* _PROBLEM DESCRIPTION_:
Retype the material word for word.

** BEGIN **

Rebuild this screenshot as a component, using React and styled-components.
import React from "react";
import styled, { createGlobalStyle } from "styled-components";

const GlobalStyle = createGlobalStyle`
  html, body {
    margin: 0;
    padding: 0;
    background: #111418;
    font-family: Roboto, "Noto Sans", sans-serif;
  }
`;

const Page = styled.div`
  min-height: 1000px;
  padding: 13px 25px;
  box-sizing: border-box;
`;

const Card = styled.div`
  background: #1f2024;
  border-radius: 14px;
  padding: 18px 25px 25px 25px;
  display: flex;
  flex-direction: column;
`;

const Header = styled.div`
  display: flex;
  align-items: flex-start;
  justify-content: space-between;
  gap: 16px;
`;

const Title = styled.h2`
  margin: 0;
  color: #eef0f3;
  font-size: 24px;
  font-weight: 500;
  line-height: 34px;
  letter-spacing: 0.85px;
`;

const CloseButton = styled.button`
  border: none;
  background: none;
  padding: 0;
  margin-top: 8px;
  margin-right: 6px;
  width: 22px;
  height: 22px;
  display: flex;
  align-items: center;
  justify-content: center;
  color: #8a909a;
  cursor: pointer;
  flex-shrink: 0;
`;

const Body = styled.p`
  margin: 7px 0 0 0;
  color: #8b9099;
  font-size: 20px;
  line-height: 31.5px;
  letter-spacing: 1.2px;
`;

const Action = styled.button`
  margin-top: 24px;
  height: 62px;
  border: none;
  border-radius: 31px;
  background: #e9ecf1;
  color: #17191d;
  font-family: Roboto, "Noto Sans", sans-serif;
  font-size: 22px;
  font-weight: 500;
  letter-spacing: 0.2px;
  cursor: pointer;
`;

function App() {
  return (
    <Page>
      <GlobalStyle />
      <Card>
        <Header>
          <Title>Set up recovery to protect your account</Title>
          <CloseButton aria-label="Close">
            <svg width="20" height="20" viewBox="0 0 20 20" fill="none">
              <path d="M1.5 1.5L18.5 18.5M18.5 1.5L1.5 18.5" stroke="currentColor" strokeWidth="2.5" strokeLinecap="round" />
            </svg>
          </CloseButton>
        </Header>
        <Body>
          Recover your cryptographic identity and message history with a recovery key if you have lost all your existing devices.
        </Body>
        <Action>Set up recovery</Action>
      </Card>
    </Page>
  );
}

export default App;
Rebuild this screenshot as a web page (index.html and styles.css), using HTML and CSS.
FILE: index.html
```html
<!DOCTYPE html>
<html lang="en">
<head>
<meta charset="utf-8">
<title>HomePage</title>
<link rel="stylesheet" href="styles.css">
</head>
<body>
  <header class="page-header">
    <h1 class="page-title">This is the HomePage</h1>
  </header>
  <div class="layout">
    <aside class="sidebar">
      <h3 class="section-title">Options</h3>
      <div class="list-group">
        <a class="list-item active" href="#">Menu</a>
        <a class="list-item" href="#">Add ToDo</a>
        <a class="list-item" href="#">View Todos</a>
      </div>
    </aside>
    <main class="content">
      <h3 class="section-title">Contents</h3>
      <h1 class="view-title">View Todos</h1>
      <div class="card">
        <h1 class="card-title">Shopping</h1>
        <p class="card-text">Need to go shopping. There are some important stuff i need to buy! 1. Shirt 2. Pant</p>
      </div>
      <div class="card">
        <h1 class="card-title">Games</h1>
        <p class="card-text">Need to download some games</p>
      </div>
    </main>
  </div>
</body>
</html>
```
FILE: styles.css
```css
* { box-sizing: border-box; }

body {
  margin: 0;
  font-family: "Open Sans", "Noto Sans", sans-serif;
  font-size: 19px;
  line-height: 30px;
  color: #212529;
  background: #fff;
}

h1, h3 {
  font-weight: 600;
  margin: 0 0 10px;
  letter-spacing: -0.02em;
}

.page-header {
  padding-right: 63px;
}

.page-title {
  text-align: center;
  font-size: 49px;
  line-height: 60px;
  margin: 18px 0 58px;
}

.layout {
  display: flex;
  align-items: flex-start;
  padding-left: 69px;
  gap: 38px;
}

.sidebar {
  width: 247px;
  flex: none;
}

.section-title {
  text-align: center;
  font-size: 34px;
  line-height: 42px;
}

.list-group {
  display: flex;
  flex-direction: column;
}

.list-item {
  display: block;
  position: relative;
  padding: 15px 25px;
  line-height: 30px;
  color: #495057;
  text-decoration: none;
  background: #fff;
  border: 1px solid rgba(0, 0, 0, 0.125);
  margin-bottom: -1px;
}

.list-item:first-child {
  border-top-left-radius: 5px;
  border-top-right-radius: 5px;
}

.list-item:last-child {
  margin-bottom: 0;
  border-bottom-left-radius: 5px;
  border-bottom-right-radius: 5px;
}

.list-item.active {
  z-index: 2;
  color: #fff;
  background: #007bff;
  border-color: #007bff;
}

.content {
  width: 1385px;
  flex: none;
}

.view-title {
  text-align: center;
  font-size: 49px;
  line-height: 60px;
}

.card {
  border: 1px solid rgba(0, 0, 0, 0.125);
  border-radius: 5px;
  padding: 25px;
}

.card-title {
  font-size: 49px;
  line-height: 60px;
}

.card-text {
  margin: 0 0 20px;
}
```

** END **

* _EXERCISE RESULT_:
Rebuild this screenshot as a component, using React and styled-components.
import React from "react";
import styled, { createGlobalStyle } from "styled-components";

const GlobalStyle = createGlobalStyle`
  html, body {
    margin: 0;
    padding: 0;
    background: #111418;
    font-family: Roboto, "Noto Sans", sans-serif;
  }
`;

const Page = styled.div`
  min-height: 1000px;
  padding: 13px 25px;
  box-sizing: border-box;
`;

const Card = styled.div`
  background: #1f2024;
  border-radius: 14px;
  padding: 18px 25px 25px 25px;
  display: flex;
  flex-direction: column;
`;

const Header = styled.div`
  display: flex;
  align-items: flex-start;
  justify-content: space-between;
  gap: 16px;
`;

const Title = styled.h2`
  margin: 0;
  color: #eef0f3;
  font-size: 24px;
  font-weight: 500;
  line-height: 34px;
  letter-spacing: 0.85px;
`;

const CloseButton = styled.button`
  border: none;
  background: none;
  padding: 0;
  margin-top: 8px;
  margin-right: 6px;
  width: 22px;
  height: 22px;
  display: flex;
  align-items: center;
  justify-content: center;
  color: #8a909a;
  cursor: pointer;
  flex-shrink: 0;
`;

const Body = styled.p`
  margin: 7px 0 0 0;
  color: #8b9099;
  font-size: 20px;
  line-height: 31.5px;
  letter-spacing: 1.2px;
`;

const Action = styled.button`
  margin-top: 24px;
  height: 62px;
  border: none;
  border-radius: 31px;
  background: #e9ecf1;
  color: #17191d;
  font-family: Roboto, "Noto Sans", sans-serif;
  font-size: 22px;
  font-weight: 500;
  letter-spacing: 0.2px;
  cursor: pointer;
`;

function App() {
  return (
    <Page>
      <GlobalStyle />
      <Card>
        <Header>
          <Title>Set up recovery to protect your account</Title>
          <CloseButton aria-label="Close">
            <svg width="20" height="20" viewBox="0 0 20 20" fill="none">
              <path d="M1.5 1.5L18.5 18.5M18.5 1.5L1.5 18.5" stroke="currentColor" strokeWidth="2.5" strokeLinecap="round" />
            </svg>
          </CloseButton>
        </Header>
        <Body>
          Recover your cryptographic identity and message history with a recovery key if you have lost all your existing devices.
        </Body>
        <Action>Set up recovery</Action>
      </Card>
    </Page>
  );
}

export default App;
Rebuild this screenshot as a web page (index.html and styles.css), using HTML and CSS.
FILE: index.html
```html
<!DOCTYPE html>
<html lang="en">
<head>
<meta charset="utf-8">
<title>HomePage</title>
<link rel="stylesheet" href="styles.css">
</head>
<body>
  <header class="page-header">
    <h1 class="page-title">This is the HomePage</h1>
  </header>
  <div class="layout">
    <aside class="sidebar">
      <h3 class="section-title">Options</h3>
      <div class="list-group">
        <a class="list-item active" href="#">Menu</a>
        <a class="list-item" href="#">Add ToDo</a>
        <a class="list-item" href="#">View Todos</a>
      </div>
    </aside>
    <main class="content">
      <h3 class="section-title">Contents</h3>
      <h1 class="view-title">View Todos</h1>
      <div class="card">
        <h1 class="card-title">Shopping</h1>
        <p class="card-text">Need to go shopping. There are some important stuff i need to buy! 1. Shirt 2. Pant</p>
      </div>
      <div class="card">
        <h1 class="card-title">Games</h1>
        <p class="card-text">Need to download some games</p>
      </div>
    </main>
  </div>
</body>
</html>
```
FILE: styles.css
```css
* { box-sizing: border-box; }

body {
  margin: 0;
  font-family: "Open Sans", "Noto Sans", sans-serif;
  font-size: 19px;
  line-height: 30px;
  color: #212529;
  background: #fff;
}

h1, h3 {
  font-weight: 600;
  margin: 0 0 10px;
  letter-spacing: -0.02em;
}

.page-header {
  padding-right: 63px;
}

.page-title {
  text-align: center;
  font-size: 49px;
  line-height: 60px;
  margin: 18px 0 58px;
}

.layout {
  display: flex;
  align-items: flex-start;
  padding-left: 69px;
  gap: 38px;
}

.sidebar {
  width: 247px;
  flex: none;
}

.section-title {
  text-align: center;
  font-size: 34px;
  line-height: 42px;
}

.list-group {
  display: flex;
  flex-direction: column;
}

.list-item {
  display: block;
  position: relative;
  padding: 15px 25px;
  line-height: 30px;
  color: #495057;
  text-decoration: none;
  background: #fff;
  border: 1px solid rgba(0, 0, 0, 0.125);
  margin-bottom: -1px;
}

.list-item:first-child {
  border-top-left-radius: 5px;
  border-top-right-radius: 5px;
}

.list-item:last-child {
  margin-bottom: 0;
  border-bottom-left-radius: 5px;
  border-bottom-right-radius: 5px;
}

.list-item.active {
  z-index: 2;
  color: #fff;
  background: #007bff;
  border-color: #007bff;
}

.content {
  width: 1385px;
  flex: none;
}

.view-title {
  text-align: center;
  font-size: 49px;
  line-height: 60px;
}

.card {
  border: 1px solid rgba(0, 0, 0, 0.125);
  border-radius: 5px;
  padding: 25px;
}

.card-title {
  font-size: 49px;
  line-height: 60px;
}

.card-text {
  margin: 0 0 20px;
}
```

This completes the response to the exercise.